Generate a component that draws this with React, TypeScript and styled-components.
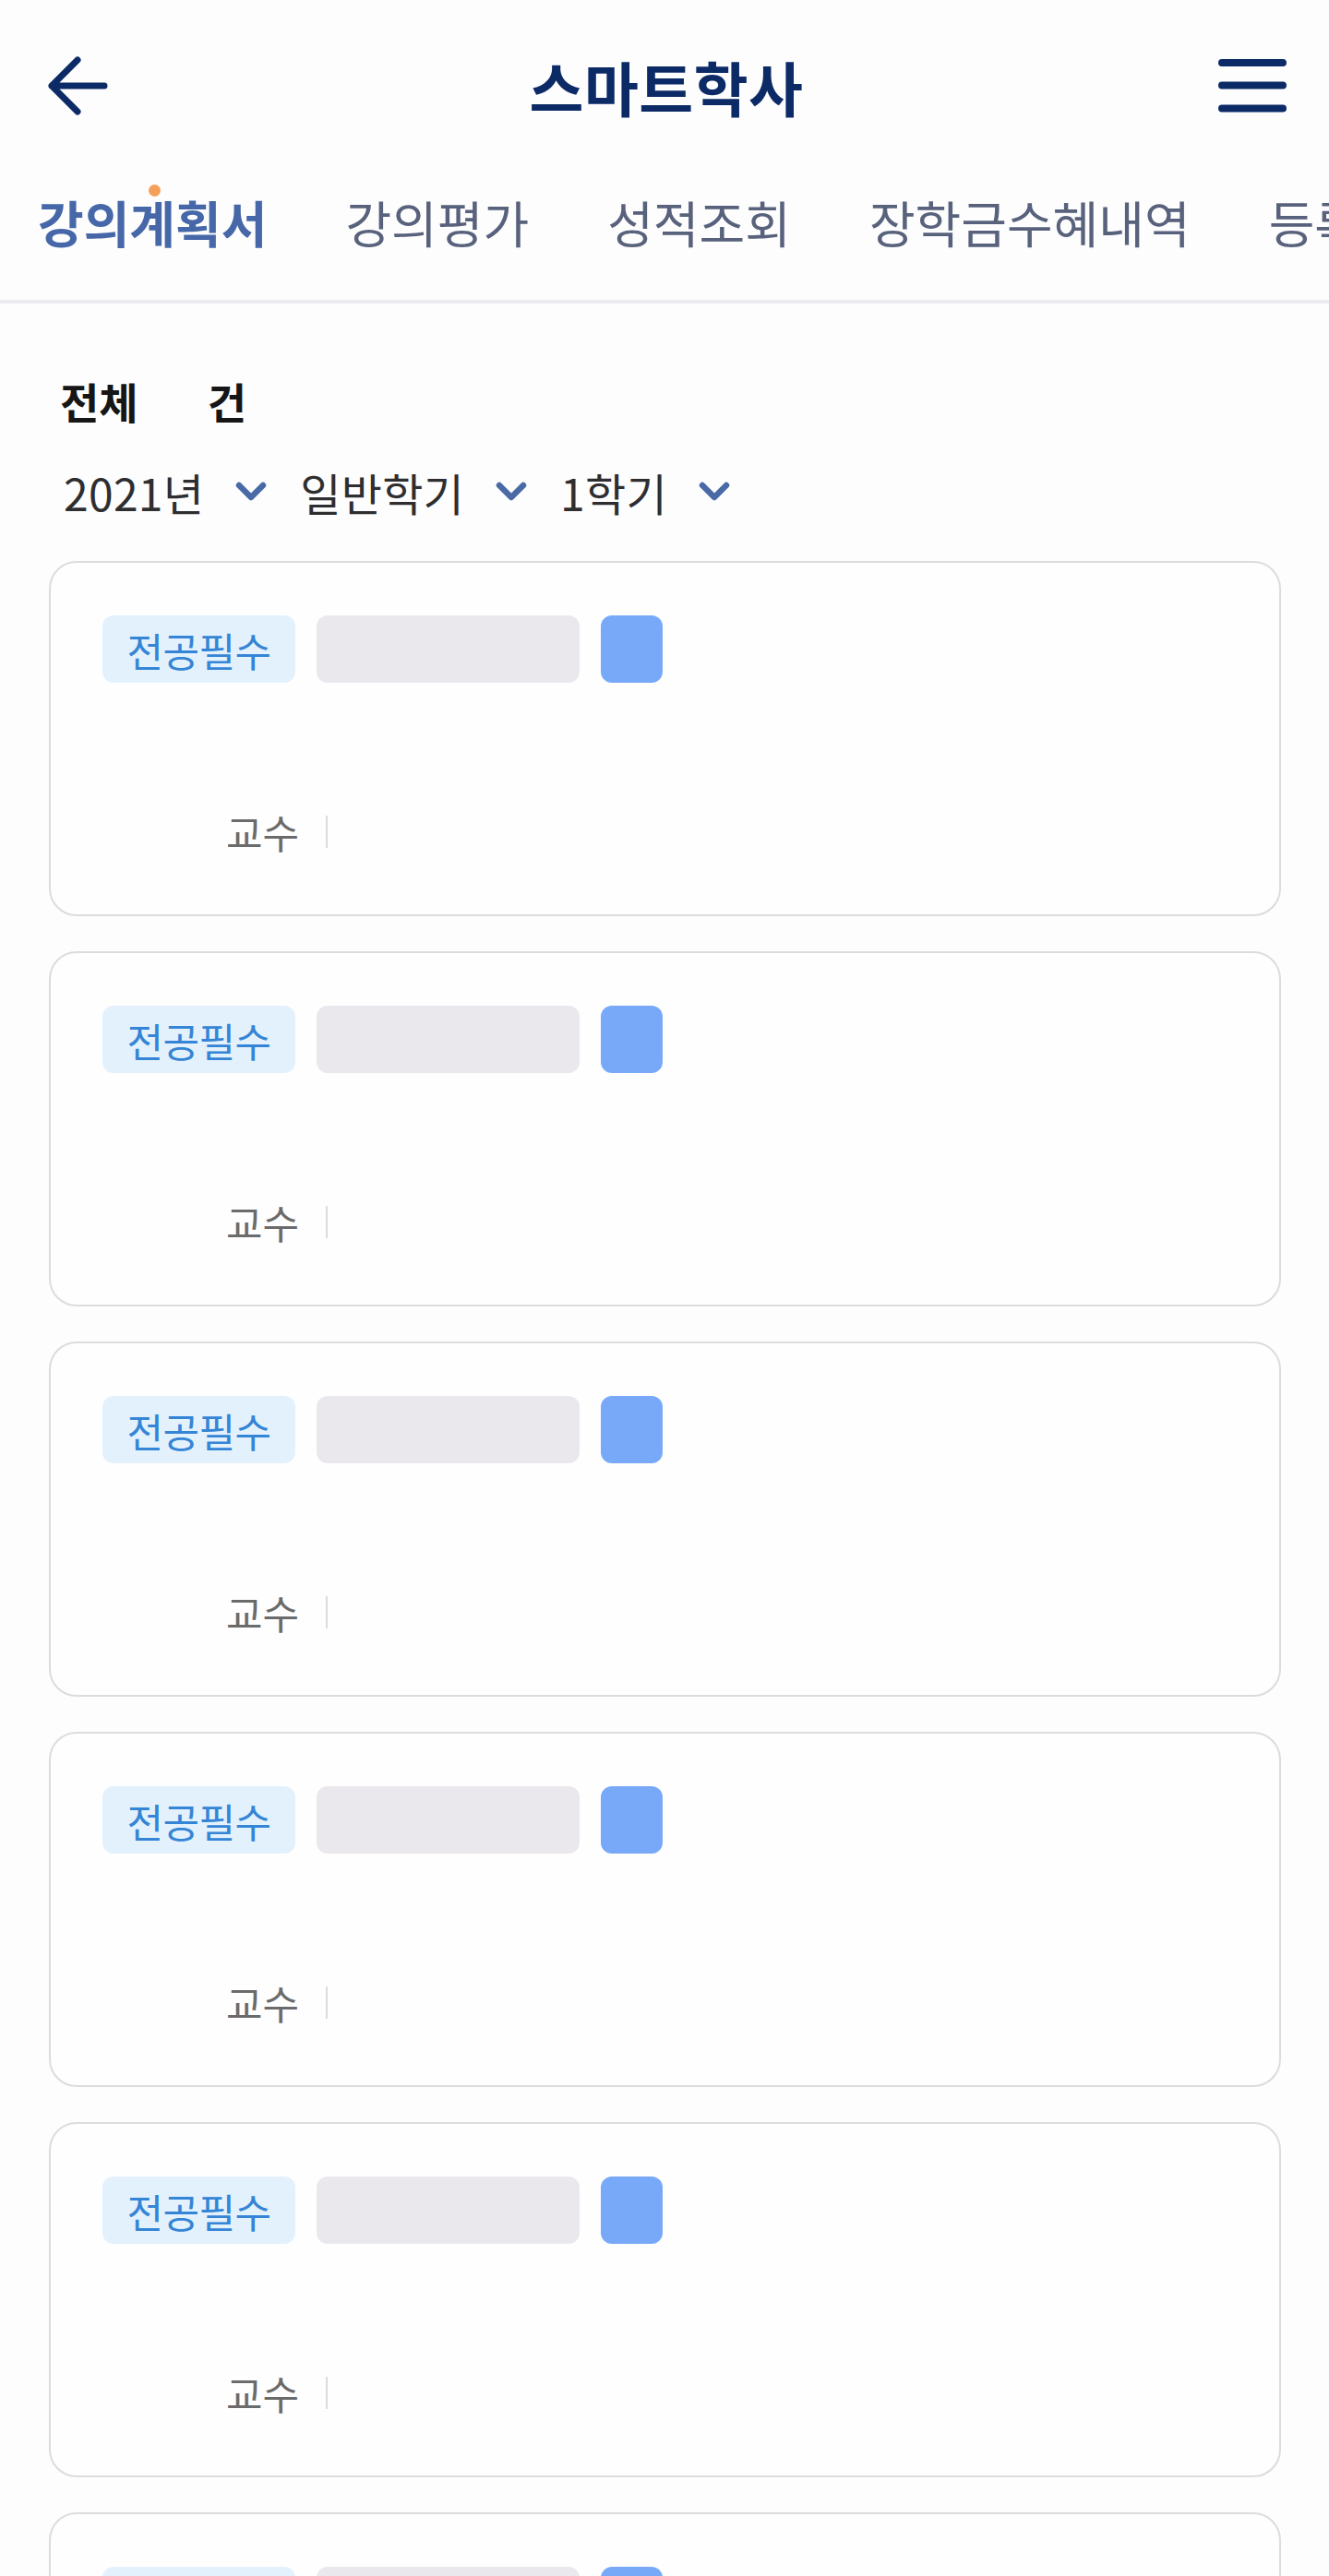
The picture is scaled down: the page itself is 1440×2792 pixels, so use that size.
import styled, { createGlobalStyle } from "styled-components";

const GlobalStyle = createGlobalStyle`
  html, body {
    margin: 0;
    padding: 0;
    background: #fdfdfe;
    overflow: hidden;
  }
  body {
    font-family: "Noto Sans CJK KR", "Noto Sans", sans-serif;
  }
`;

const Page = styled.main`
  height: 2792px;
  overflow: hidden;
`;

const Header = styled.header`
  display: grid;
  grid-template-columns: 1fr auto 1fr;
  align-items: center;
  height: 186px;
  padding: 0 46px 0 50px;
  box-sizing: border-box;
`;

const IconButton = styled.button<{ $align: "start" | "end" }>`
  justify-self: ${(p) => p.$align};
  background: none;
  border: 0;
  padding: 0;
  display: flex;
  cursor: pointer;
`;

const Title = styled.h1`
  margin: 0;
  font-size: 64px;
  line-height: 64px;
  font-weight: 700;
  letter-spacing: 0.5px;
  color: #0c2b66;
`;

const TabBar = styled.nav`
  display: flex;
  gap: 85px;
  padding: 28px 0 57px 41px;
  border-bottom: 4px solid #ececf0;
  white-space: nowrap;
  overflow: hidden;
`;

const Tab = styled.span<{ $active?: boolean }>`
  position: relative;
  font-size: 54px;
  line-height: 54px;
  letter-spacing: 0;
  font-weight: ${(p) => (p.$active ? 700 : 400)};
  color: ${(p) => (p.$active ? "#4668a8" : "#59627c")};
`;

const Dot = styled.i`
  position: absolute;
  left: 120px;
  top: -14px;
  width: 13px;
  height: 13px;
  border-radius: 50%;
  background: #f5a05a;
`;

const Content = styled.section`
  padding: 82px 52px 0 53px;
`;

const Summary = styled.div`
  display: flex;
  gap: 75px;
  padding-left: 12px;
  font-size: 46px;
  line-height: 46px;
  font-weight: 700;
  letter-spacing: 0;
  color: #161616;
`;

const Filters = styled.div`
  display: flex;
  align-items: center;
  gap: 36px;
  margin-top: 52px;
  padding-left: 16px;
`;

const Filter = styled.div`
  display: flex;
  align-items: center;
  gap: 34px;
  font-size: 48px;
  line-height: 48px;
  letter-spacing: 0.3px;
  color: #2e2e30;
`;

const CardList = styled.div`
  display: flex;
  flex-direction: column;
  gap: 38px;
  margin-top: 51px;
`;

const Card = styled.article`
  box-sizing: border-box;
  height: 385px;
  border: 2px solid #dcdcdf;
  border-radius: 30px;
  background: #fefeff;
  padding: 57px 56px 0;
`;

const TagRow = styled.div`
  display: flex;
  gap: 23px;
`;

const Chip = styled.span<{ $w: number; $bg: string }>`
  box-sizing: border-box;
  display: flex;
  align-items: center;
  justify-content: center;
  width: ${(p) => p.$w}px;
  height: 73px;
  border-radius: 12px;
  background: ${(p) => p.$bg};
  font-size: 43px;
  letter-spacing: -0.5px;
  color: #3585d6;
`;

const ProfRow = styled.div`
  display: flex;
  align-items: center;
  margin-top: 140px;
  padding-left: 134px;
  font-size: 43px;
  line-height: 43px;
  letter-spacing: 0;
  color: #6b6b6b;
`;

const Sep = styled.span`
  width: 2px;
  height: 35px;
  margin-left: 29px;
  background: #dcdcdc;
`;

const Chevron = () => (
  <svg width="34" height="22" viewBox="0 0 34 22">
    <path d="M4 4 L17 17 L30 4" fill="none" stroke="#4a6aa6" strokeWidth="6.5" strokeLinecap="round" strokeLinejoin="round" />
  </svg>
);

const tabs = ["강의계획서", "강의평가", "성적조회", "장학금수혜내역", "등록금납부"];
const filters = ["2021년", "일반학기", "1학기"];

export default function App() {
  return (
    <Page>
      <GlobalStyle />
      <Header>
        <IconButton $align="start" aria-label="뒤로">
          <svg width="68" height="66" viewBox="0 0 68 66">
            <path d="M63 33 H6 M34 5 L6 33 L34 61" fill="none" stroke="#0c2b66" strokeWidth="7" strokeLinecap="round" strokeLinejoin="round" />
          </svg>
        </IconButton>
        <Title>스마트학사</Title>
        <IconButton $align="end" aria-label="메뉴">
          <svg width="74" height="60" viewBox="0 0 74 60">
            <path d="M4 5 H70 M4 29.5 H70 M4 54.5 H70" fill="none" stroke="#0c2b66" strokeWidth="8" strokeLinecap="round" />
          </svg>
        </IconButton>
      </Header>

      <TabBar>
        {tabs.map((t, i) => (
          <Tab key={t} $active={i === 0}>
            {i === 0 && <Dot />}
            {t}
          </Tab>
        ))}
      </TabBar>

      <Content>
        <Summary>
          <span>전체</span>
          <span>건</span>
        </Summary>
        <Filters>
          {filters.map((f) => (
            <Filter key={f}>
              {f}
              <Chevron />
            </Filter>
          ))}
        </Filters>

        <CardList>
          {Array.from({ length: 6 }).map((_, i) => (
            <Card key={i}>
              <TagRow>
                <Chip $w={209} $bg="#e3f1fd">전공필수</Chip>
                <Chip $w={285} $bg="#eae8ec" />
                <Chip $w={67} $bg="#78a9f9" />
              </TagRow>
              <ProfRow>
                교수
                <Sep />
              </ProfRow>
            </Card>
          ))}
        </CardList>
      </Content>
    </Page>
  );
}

+--

> [Exercise directions]
Keep the pictures out of the copy and write out the data exactly as it stands.

> [Result for this exercise]
Generate a component that draws this with React, TypeScript and styled-components.
The picture is scaled down: the page itself is 1440×2792 pixels, so use that size.
import styled, { createGlobalStyle } from "styled-components";

const GlobalStyle = createGlobalStyle`
  html, body {
    margin: 0;
    padding: 0;
    background: #fdfdfe;
    overflow: hidden;
  }
  body {
    font-family: "Noto Sans CJK KR", "Noto Sans", sans-serif;
  }
`;

const Page = styled.main`
  height: 2792px;
  overflow: hidden;
`;

const Header = styled.header`
  display: grid;
  grid-template-columns: 1fr auto 1fr;
  align-items: center;
  height: 186px;
  padding: 0 46px 0 50px;
  box-sizing: border-box;
`;

const IconButton = styled.button<{ $align: "start" | "end" }>`
  justify-self: ${(p) => p.$align};
  background: none;
  border: 0;
  padding: 0;
  display: flex;
  cursor: pointer;
`;

const Title = styled.h1`
  margin: 0;
  font-size: 64px;
  line-height: 64px;
  font-weight: 700;
  letter-spacing: 0.5px;
  color: #0c2b66;
`;

const TabBar = styled.nav`
  display: flex;
  gap: 85px;
  padding: 28px 0 57px 41px;
  border-bottom: 4px solid #ececf0;
  white-space: nowrap;
  overflow: hidden;
`;

const Tab = styled.span<{ $active?: boolean }>`
  position: relative;
  font-size: 54px;
  line-height: 54px;
  letter-spacing: 0;
  font-weight: ${(p) => (p.$active ? 700 : 400)};
  color: ${(p) => (p.$active ? "#4668a8" : "#59627c")};
`;

const Dot = styled.i`
  position: absolute;
  left: 120px;
  top: -14px;
  width: 13px;
  height: 13px;
  border-radius: 50%;
  background: #f5a05a;
`;

const Content = styled.section`
  padding: 82px 52px 0 53px;
`;

const Summary = styled.div`
  display: flex;
  gap: 75px;
  padding-left: 12px;
  font-size: 46px;
  line-height: 46px;
  font-weight: 700;
  letter-spacing: 0;
  color: #161616;
`;

const Filters = styled.div`
  display: flex;
  align-items: center;
  gap: 36px;
  margin-top: 52px;
  padding-left: 16px;
`;

const Filter = styled.div`
  display: flex;
  align-items: center;
  gap: 34px;
  font-size: 48px;
  line-height: 48px;
  letter-spacing: 0.3px;
  color: #2e2e30;
`;

const CardList = styled.div`
  display: flex;
  flex-direction: column;
  gap: 38px;
  margin-top: 51px;
`;

const Card = styled.article`
  box-sizing: border-box;
  height: 385px;
  border: 2px solid #dcdcdf;
  border-radius: 30px;
  background: #fefeff;
  padding: 57px 56px 0;
`;

const TagRow = styled.div`
  display: flex;
  gap: 23px;
`;

const Chip = styled.span<{ $w: number; $bg: string }>`
  box-sizing: border-box;
  display: flex;
  align-items: center;
  justify-content: center;
  width: ${(p) => p.$w}px;
  height: 73px;
  border-radius: 12px;
  background: ${(p) => p.$bg};
  font-size: 43px;
  letter-spacing: -0.5px;
  color: #3585d6;
`;

const ProfRow = styled.div`
  display: flex;
  align-items: center;
  margin-top: 140px;
  padding-left: 134px;
  font-size: 43px;
  line-height: 43px;
  letter-spacing: 0;
  color: #6b6b6b;
`;

const Sep = styled.span`
  width: 2px;
  height: 35px;
  margin-left: 29px;
  background: #dcdcdc;
`;

const Chevron = () => (
  <svg width="34" height="22" viewBox="0 0 34 22">
    <path d="M4 4 L17 17 L30 4" fill="none" stroke="#4a6aa6" strokeWidth="6.5" strokeLinecap="round" strokeLinejoin="round" />
  </svg>
);

const tabs = ["강의계획서", "강의평가", "성적조회", "장학금수혜내역", "등록금납부"];
const filters = ["2021년", "일반학기", "1학기"];

export default function App() {
  return (
    <Page>
      <GlobalStyle />
      <Header>
        <IconButton $align="start" aria-label="뒤로">
          <svg width="68" height="66" viewBox="0 0 68 66">
            <path d="M63 33 H6 M34 5 L6 33 L34 61" fill="none" stroke="#0c2b66" strokeWidth="7" strokeLinecap="round" strokeLinejoin="round" />
          </svg>
        </IconButton>
        <Title>스마트학사</Title>
        <IconButton $align="end" aria-label="메뉴">
          <svg width="74" height="60" viewBox="0 0 74 60">
            <path d="M4 5 H70 M4 29.5 H70 M4 54.5 H70" fill="none" stroke="#0c2b66" strokeWidth="8" strokeLinecap="round" />
          </svg>
        </IconButton>
      </Header>

      <TabBar>
        {tabs.map((t, i) => (
          <Tab key={t} $active={i === 0}>
            {i === 0 && <Dot />}
            {t}
          </Tab>
        ))}
      </TabBar>

      <Content>
        <Summary>
          <span>전체</span>
          <span>건</span>
        </Summary>
        <Filters>
          {filters.map((f) => (
            <Filter key={f}>
              {f}
              <Chevron />
            </Filter>
          ))}
        </Filters>

        <CardList>
          {Array.from({ length: 6 }).map((_, i) => (
            <Card key={i}>
              <TagRow>
                <Chip $w={209} $bg="#e3f1fd">전공필수</Chip>
                <Chip $w={285} $bg="#eae8ec" />
                <Chip $w={67} $bg="#78a9f9" />
              </TagRow>
              <ProfRow>
                교수
                <Sep />
              </ProfRow>
            </Card>
          ))}
        </CardList>
      </Content>
    </Page>
  );
}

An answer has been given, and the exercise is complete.